What the exercise asks
Transcribe the lines below verbatim, skipping the images.

Rows from a dataset of pages and code:
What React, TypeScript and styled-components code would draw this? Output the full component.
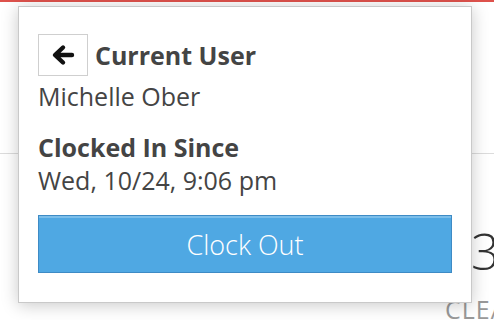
import styled, { createGlobalStyle } from "styled-components";

const GlobalStyle = createGlobalStyle`
  body {
    margin: 0;
    background: #fff;
    font-family: "Open Sans", "Noto Sans", sans-serif;
    color: #444;
  }
`;

const Page = styled.div`
  position: relative;
  width: 494px;
  height: 320px;
  overflow: hidden;
  background: #fff;
`;

const TopBar = styled.div`
  height: 2px;
  background: #de524c;
`;

const HeaderArea = styled.div`
  height: 151px;
  border-bottom: 1px solid #dcdcdc;
`;

const Stats = styled.div`
  display: flex;
  flex-direction: column;
  align-items: flex-start;
  padding: 72px 0 0 445px;
`;

const StatValue = styled.div`
  font-size: 50px;
  font-weight: 300;
  line-height: 50px;
  color: #333;
  padding-left: 26px;
`;

const StatLabel = styled.div`
  margin-top: 18px;
  font-size: 25px;
  line-height: 30px;
  letter-spacing: 1px;
  color: #999;
`;

const Popover = styled.div`
  position: absolute;
  left: 18px;
  top: 6px;
  width: 454px;
  height: 297px;
  box-sizing: border-box;
  padding: 27px 19px 0;
  background: #fff;
  border: 1px solid #c9c9c9;
  box-shadow: 0 2px 16px rgba(0, 0, 0, 0.22);
`;

const HeaderRow = styled.div`
  display: flex;
  align-items: center;
  gap: 7px;
`;

const BackButton = styled.button`
  display: flex;
  align-items: center;
  justify-content: center;
  width: 50px;
  height: 42px;
  padding: 0;
  background: #fff;
  border: 1px solid #cfcfcf;
  color: #111;
  cursor: pointer;
`;

const Heading = styled.div<{ $gap?: number }>`
  margin-top: ${(p) => p.$gap ?? 0}px;
  font-size: 25px;
  font-weight: 700;
  line-height: 33px;
  color: #444;
`;

const Value = styled.div<{ $gap?: number }>`
  margin-top: ${(p) => p.$gap ?? 0}px;
  font-size: 25px;
  line-height: 33px;
  color: #444;
`;

const ClockOutButton = styled.button`
  display: block;
  width: 100%;
  height: 58px;
  margin-top: 18px;
  background: #4fa8e3;
  border: 1px solid #3e8bc5;
  box-shadow: inset 0 2px 0 rgba(255, 255, 255, 0.25);
  color: #fff;
  font-family: "Open Sans", "Noto Sans", sans-serif;
  font-size: 27px;
  font-weight: 300;
  cursor: pointer;
`;

const ArrowLeft = () => (
  <svg width="24" height="24" viewBox="0 0 24 24" fill="none">
    <path
      d="M21 12H5M12 4.5L4 12l8 7.5"
      stroke="#111"
      strokeWidth="4.4"
      strokeLinecap="round"
      strokeLinejoin="round"
    />
  </svg>
);

export default function App() {
  return (
    <Page>
      <GlobalStyle />
      <TopBar />
      <HeaderArea />
      <Stats>
        <StatValue>3</StatValue>
        <StatLabel>CLEARED</StatLabel>
      </Stats>
      <Popover>
        <HeaderRow>
          <BackButton aria-label="Back">
            <ArrowLeft />
          </BackButton>
          <Heading>Current User</Heading>
        </HeaderRow>
        <Value $gap={4}>Michelle Ober</Value>
        <Heading $gap={18}>Clocked In Since</Heading>
        <Value>Wed, 10/24, 9:06 pm</Value>
        <ClockOutButton>Clock Out</ClockOutButton>
      </Popover>
    </Page>
  );
}
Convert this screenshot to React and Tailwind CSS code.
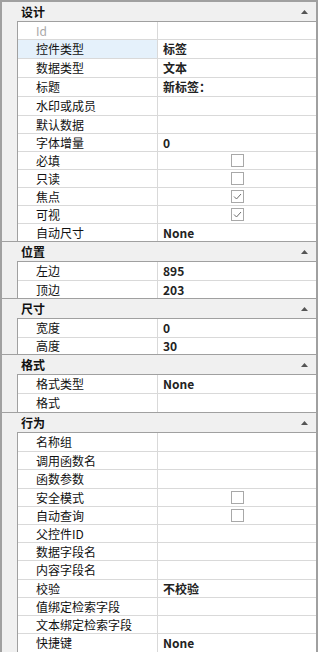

Answer to this task
What React, TypeScript and styled-components code would draw this? Output the full component.
import styled, { createGlobalStyle } from "styled-components";

const GlobalStyle = createGlobalStyle`
  body {
    margin: 0;
    background: #fff;
    font-family: "Open Sans", "Noto Sans", sans-serif;
    color: #444;
  }
`;

const Page = styled.div`
  position: relative;
  width: 494px;
  height: 320px;
  overflow: hidden;
  background: #fff;
`;

const TopBar = styled.div`
  height: 2px;
  background: #de524c;
`;

const HeaderArea = styled.div`
  height: 151px;
  border-bottom: 1px solid #dcdcdc;
`;

const Stats = styled.div`
  display: flex;
  flex-direction: column;
  align-items: flex-start;
  padding: 72px 0 0 445px;
`;

const StatValue = styled.div`
  font-size: 50px;
  font-weight: 300;
  line-height: 50px;
  color: #333;
  padding-left: 26px;
`;

const StatLabel = styled.div`
  margin-top: 18px;
  font-size: 25px;
  line-height: 30px;
  letter-spacing: 1px;
  color: #999;
`;

const Popover = styled.div`
  position: absolute;
  left: 18px;
  top: 6px;
  width: 454px;
  height: 297px;
  box-sizing: border-box;
  padding: 27px 19px 0;
  background: #fff;
  border: 1px solid #c9c9c9;
  box-shadow: 0 2px 16px rgba(0, 0, 0, 0.22);
`;

const HeaderRow = styled.div`
  display: flex;
  align-items: center;
  gap: 7px;
`;

const BackButton = styled.button`
  display: flex;
  align-items: center;
  justify-content: center;
  width: 50px;
  height: 42px;
  padding: 0;
  background: #fff;
  border: 1px solid #cfcfcf;
  color: #111;
  cursor: pointer;
`;

const Heading = styled.div<{ $gap?: number }>`
  margin-top: ${(p) => p.$gap ?? 0}px;
  font-size: 25px;
  font-weight: 700;
  line-height: 33px;
  color: #444;
`;

const Value = styled.div<{ $gap?: number }>`
  margin-top: ${(p) => p.$gap ?? 0}px;
  font-size: 25px;
  line-height: 33px;
  color: #444;
`;

const ClockOutButton = styled.button`
  display: block;
  width: 100%;
  height: 58px;
  margin-top: 18px;
  background: #4fa8e3;
  border: 1px solid #3e8bc5;
  box-shadow: inset 0 2px 0 rgba(255, 255, 255, 0.25);
  color: #fff;
  font-family: "Open Sans", "Noto Sans", sans-serif;
  font-size: 27px;
  font-weight: 300;
  cursor: pointer;
`;

const ArrowLeft = () => (
  <svg width="24" height="24" viewBox="0 0 24 24" fill="none">
    <path
      d="M21 12H5M12 4.5L4 12l8 7.5"
      stroke="#111"
      strokeWidth="4.4"
      strokeLinecap="round"
      strokeLinejoin="round"
    />
  </svg>
);

export default function App() {
  return (
    <Page>
      <GlobalStyle />
      <TopBar />
      <HeaderArea />
      <Stats>
        <StatValue>3</StatValue>
        <StatLabel>CLEARED</StatLabel>
      </Stats>
      <Popover>
        <HeaderRow>
          <BackButton aria-label="Back">
            <ArrowLeft />
          </BackButton>
          <Heading>Current User</Heading>
        </HeaderRow>
        <Value $gap={4}>Michelle Ober</Value>
        <Heading $gap={18}>Clocked In Since</Heading>
        <Value>Wed, 10/24, 9:06 pm</Value>
        <ClockOutButton>Clock Out</ClockOutButton>
      </Popover>
    </Page>
  );
}
Convert this screenshot to React and Tailwind CSS code.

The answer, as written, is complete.